======== AVAILABLE DATA ========

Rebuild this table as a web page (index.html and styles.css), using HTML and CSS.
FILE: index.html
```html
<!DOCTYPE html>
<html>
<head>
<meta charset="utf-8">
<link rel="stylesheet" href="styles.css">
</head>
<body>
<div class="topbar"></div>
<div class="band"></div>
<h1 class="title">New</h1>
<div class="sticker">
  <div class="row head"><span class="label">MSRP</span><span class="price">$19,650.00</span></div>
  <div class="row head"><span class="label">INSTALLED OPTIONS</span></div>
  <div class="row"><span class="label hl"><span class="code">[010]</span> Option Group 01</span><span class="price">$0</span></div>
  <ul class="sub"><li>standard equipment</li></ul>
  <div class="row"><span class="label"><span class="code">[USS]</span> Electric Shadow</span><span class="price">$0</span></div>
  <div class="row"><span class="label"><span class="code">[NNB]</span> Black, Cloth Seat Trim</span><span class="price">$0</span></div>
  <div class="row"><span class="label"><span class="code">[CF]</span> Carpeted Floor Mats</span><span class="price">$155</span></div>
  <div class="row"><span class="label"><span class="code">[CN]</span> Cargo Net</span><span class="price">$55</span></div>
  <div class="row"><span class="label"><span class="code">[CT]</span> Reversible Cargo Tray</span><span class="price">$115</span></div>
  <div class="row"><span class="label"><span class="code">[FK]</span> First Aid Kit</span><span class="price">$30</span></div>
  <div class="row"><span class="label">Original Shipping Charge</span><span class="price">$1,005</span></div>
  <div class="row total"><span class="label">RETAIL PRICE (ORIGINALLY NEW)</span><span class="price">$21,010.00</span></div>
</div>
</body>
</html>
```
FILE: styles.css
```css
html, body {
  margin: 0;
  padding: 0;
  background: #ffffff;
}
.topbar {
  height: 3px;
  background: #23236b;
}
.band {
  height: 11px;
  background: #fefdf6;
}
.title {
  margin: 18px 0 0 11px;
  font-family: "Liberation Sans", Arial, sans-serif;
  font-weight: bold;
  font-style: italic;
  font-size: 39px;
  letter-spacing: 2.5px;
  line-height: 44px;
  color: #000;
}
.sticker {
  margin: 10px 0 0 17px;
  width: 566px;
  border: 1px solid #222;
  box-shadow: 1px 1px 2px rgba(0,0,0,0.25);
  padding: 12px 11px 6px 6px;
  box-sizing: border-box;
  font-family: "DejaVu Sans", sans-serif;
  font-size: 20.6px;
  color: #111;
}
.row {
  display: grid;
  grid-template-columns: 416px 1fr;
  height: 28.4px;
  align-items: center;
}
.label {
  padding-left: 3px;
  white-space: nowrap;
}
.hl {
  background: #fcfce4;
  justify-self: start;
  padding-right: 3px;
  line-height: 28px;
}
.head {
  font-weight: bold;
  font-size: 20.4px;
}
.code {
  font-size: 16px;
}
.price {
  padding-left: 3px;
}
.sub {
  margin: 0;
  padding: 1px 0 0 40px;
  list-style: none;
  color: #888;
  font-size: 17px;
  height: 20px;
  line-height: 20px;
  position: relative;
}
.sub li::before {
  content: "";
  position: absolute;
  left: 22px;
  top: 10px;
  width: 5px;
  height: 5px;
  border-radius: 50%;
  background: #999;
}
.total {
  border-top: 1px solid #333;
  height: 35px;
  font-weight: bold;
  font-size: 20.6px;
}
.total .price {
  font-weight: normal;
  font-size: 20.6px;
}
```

========

■ TASK ■
Pick out and copy the lines of the material that include the word "index".

■ TASK OUTPUT ■
Rebuild this table as a web page (index.html and styles.css), using HTML and CSS.
FILE: index.html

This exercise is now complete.